TOPICS > Politics

Analysts Discuss Campaign Ads, Gay Marriage, Iraq

October 27, 2006 at 6:30 PM EDT

JIM LEHRER: And to the analysis of Shields and Lowry, syndicated columnist Mark Shields and National Review editor Rich Lowry. David Brooks is off tonight.

Mark, do you agree with Kathleen Hall Jamieson, that 10 days go, these negative ads will be pulled, and we’ll go back to positive advocacy advertising?

MARK SHIELDS, Syndicated Columnist: I’m not sure. I’m don’t think either side really wants to unilaterally disarm in a situation like this.

JIM LEHRER: And that’s what it is?

MARK SHIELDS: That’s really what it is. And, you know, there’s an old line that, when you run out of political ammunition, the rusty artillery of abuse is wheeled out. And I think that’s what we’re seeing.

The Harold Ford thing I find the most fascinating. I’ve never seen an ad where paternity was denied by so many people and such humility of authorship. “I didn’t do it.” “No, I didn’t do it.” Somehow the Republican National Committee authorized it, the money was found to put it on, but nobody could get it off.

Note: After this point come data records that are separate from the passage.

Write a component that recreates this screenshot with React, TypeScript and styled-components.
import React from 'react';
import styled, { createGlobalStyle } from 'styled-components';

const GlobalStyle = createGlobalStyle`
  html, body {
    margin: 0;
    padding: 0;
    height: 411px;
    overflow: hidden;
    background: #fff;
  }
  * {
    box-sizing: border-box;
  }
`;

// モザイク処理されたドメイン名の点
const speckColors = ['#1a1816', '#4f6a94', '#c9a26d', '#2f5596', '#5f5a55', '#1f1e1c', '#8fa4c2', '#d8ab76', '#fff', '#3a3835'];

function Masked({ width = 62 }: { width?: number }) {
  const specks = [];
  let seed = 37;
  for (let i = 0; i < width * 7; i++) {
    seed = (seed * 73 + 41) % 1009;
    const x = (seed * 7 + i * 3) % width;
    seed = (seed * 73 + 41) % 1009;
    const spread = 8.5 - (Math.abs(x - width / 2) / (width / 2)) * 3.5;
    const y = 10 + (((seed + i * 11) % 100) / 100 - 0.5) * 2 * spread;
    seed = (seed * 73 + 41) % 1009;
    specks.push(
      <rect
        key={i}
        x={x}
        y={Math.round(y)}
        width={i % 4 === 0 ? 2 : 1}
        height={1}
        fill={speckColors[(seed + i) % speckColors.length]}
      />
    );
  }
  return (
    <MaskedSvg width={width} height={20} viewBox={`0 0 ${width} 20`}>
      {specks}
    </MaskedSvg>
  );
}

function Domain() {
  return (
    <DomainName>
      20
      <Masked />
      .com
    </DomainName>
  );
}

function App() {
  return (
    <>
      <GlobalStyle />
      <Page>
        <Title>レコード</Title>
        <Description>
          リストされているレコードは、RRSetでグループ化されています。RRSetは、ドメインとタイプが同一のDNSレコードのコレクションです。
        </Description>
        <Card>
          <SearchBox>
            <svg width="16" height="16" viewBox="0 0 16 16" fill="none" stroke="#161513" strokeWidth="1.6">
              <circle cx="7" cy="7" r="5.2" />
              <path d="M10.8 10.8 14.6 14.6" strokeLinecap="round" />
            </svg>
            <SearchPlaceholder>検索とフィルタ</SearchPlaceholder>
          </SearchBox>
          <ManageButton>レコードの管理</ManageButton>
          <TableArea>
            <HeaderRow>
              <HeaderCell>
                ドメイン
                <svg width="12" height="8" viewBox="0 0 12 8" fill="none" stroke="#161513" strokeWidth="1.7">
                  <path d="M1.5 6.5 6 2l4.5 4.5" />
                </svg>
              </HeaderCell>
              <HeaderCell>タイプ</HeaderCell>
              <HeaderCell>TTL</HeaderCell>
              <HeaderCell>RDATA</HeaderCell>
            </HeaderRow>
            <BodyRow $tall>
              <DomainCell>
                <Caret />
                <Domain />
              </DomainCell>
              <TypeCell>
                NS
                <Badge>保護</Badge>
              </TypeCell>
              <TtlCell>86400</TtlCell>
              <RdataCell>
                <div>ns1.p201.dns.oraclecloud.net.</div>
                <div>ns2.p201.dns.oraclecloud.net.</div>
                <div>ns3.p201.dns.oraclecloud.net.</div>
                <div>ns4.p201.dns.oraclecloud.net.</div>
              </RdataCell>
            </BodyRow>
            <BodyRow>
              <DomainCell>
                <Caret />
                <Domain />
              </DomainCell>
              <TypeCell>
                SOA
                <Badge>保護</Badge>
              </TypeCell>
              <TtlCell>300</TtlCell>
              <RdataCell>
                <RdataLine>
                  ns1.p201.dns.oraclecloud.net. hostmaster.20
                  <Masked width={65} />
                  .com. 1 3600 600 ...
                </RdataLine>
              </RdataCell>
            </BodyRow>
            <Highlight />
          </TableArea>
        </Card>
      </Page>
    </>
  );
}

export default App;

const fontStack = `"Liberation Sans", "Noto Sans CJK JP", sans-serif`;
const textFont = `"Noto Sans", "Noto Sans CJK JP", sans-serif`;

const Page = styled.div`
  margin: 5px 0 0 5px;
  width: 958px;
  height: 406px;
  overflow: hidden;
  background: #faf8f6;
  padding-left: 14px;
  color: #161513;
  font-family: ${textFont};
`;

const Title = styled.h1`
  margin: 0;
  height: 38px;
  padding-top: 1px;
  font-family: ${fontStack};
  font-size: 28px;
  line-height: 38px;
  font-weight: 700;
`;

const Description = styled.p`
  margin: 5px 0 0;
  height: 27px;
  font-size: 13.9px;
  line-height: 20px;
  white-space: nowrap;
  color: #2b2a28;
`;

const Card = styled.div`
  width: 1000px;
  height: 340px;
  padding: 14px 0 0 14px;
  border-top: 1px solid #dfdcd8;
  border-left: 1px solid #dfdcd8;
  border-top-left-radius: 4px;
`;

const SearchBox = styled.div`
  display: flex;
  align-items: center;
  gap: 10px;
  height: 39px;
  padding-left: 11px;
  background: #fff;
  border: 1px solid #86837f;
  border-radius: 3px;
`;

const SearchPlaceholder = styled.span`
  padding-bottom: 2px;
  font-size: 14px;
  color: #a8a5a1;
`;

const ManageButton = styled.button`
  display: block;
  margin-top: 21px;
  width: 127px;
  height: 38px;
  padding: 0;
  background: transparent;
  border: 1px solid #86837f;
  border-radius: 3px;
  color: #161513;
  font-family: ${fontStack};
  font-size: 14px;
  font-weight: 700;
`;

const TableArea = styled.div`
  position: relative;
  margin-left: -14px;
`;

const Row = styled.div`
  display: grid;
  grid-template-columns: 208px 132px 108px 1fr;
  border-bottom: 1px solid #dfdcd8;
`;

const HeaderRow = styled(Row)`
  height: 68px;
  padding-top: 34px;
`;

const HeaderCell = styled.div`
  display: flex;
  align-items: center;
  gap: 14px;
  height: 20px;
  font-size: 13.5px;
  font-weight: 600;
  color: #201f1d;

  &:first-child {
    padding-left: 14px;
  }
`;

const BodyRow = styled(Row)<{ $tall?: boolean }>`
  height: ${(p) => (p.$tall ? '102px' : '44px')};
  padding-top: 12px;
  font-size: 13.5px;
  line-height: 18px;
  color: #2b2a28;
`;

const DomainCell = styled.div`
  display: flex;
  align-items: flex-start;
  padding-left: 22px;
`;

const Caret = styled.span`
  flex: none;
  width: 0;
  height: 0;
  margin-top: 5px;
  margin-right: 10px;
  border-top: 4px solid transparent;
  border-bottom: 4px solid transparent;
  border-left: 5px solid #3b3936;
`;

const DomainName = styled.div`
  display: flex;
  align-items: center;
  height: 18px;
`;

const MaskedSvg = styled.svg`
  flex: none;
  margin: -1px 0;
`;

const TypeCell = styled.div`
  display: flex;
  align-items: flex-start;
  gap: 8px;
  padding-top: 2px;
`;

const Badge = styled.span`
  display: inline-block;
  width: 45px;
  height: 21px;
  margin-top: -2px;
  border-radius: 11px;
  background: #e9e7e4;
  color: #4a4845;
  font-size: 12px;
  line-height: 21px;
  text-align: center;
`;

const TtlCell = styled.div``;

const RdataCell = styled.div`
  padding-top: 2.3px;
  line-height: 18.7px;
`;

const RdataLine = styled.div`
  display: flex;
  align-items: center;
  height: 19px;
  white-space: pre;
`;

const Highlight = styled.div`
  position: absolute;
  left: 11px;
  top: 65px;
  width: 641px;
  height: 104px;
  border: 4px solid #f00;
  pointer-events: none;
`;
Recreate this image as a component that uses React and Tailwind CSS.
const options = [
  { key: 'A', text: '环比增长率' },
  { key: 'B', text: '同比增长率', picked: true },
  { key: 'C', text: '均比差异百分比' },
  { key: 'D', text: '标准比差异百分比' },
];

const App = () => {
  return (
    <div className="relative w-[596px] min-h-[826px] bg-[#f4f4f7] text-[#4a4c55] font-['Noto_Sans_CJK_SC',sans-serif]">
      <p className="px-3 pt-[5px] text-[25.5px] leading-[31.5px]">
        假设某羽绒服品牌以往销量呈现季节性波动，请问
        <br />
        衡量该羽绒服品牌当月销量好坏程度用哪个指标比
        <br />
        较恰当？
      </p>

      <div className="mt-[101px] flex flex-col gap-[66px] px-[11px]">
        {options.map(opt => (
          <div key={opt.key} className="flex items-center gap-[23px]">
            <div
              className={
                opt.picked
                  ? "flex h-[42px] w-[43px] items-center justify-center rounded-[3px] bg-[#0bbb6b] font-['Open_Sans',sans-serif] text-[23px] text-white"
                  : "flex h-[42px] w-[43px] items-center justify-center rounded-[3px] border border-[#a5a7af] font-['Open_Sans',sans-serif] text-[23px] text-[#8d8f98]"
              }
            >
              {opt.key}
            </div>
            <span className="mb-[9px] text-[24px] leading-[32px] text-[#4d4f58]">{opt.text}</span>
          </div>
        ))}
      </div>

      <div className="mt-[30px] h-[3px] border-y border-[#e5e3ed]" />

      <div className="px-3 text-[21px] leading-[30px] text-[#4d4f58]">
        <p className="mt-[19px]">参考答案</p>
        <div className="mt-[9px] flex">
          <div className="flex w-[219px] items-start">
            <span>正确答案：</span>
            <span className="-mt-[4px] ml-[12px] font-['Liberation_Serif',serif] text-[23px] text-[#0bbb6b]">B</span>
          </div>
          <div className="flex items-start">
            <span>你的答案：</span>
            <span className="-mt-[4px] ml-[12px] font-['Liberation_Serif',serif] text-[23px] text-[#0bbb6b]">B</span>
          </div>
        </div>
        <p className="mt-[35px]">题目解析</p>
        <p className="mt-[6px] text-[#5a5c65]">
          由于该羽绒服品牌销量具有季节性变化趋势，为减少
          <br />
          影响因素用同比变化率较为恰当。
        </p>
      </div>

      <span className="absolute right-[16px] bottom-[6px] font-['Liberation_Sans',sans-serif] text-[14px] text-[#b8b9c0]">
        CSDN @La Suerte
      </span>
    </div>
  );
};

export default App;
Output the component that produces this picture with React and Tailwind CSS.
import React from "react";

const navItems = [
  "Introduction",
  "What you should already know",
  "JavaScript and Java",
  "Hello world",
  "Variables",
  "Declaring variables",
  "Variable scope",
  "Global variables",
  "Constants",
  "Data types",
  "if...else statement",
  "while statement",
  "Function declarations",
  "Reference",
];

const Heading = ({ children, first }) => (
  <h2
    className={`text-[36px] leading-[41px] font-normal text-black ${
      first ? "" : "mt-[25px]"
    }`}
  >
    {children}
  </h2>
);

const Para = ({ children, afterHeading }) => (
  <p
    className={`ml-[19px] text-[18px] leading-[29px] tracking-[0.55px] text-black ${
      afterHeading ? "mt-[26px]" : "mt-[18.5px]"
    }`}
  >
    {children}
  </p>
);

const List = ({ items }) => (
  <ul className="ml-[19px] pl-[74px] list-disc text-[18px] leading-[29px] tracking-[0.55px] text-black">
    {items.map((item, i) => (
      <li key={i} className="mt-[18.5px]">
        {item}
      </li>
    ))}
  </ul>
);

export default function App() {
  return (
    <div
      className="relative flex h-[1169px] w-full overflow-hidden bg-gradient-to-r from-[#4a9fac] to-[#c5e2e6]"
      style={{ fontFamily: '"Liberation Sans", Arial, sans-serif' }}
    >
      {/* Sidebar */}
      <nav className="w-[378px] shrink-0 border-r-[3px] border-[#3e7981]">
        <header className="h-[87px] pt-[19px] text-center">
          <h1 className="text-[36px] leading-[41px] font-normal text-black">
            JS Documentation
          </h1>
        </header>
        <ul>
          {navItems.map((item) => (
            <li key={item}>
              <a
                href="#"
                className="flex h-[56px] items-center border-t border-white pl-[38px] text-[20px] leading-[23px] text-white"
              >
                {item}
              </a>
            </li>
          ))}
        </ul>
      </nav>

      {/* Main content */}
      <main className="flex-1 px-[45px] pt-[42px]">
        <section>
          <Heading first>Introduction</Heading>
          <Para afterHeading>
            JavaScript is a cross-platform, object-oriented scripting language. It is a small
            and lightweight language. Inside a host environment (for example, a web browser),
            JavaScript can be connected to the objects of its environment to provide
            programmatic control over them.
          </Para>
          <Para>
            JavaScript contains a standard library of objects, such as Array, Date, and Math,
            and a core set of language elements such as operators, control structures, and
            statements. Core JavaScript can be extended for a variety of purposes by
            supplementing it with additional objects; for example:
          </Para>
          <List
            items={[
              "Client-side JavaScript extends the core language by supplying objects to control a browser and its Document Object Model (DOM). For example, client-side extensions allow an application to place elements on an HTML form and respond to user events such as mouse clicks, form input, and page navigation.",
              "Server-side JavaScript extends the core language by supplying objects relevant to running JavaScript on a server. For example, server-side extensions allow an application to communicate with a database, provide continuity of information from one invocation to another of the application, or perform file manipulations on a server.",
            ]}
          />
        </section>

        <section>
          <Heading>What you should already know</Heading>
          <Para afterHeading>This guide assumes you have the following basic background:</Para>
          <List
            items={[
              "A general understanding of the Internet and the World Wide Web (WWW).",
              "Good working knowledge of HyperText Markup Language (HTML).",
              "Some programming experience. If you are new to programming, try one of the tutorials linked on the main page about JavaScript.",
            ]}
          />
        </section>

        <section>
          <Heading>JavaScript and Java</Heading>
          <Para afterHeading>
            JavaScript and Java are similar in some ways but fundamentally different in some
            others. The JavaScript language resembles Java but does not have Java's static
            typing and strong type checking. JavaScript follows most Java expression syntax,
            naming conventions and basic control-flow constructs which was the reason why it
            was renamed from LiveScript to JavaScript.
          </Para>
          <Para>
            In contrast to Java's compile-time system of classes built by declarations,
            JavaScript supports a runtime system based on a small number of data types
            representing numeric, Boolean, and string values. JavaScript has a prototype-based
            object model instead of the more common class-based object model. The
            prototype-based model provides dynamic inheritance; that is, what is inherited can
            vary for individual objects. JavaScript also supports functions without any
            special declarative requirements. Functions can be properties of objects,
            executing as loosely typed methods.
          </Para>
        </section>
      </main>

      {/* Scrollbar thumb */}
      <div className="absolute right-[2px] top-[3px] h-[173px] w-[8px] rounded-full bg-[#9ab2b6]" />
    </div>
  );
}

The candidate didn’t like it; the RNC didn’t like it, but they continued to run it.

I think, in Harold Ford’s case, Jim, listen, it puts an obligation upon him to address it, simply…

JIM LEHRER: Which he did.

MARK SHIELDS: I think I’d almost go further than that and say, “They think you’re dumb. This is Washington. This is a Washington ad. It was done by the same people who did the Swift Boat. They’d never say that, but I mean — they think the people of Tennessee are really dumb, and I don’t think you are.” I think he’s got to almost make a challenge to the electorate of Tennessee.

JIM LEHRER: Rich Lowry, what do you think of that, the Tennessee ad and the context in which it was run?

RICH LOWRY, Editor, National Review: Well, first of all, on the negativity, if top Republican strategists have their way, Republican candidates will not be closing positive this year. They’ll stay negative.

Because, look, it’s a sour mood out there. People aren’t particularly happy with Republican governance. It’s not a “morning again in America” type of time, as it was in 1984 when Reagan was running for re-election. So they want the contrast with Democrats. They want to do everything they can to discredit the Democrats as an alternative.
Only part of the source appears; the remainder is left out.